Google has hinted that the company's much-maligned Google Glass headset could one day make a comeback as "augmented reality" technology improves.
Rick Osterloh, the head of Google's hardware division, said hi-tech glasses were "very interesting to us", although he admitted it would be years before they would become a mass market product.
Google first released its camera-equipped glasses, which featured a screen for reading texts and discretely watching videos, to the public in 2014. They sparked a privacy backlash and Google cancelled the project a year later, with the scheme ranking as one of the company's major failures.
However, recent technological advances have reignited interest in augmented reality headsets.

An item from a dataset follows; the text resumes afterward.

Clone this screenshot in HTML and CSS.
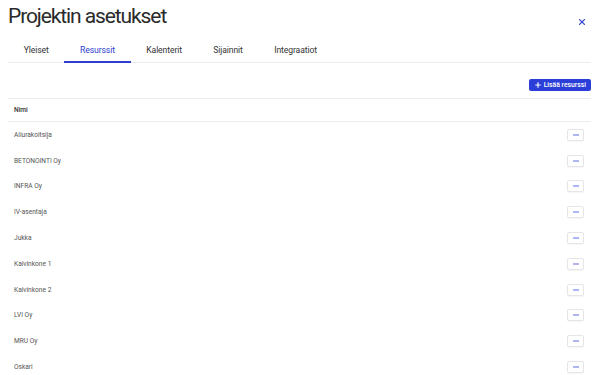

Intel and the secretive US start-up Magic Leap are both working on holographic glasses while Microsoft's HoloLens went on sale in 2016. Apple is also rumoured to be developing its own device.
Both Apple and Google introduced AR capabilities into their mobile phone software last year that allows virtual objects to interact with the real world via the camera screen, but a set of lightweight glasses are seen as a more likely future home for the technology.
"We're trying to determine what the best future will look like for other kinds of ways to experience AR than just phones," Osterloh said.
"We're constantly looking at all sorts of different form factors; we have a lot of research happening, but we have no imminent product announcement.
"It will take a while for the technologies to mature ... it will be a few years before that's the case. We're going to invest for a long period of time in that area as the technology catches up to where people want it to go."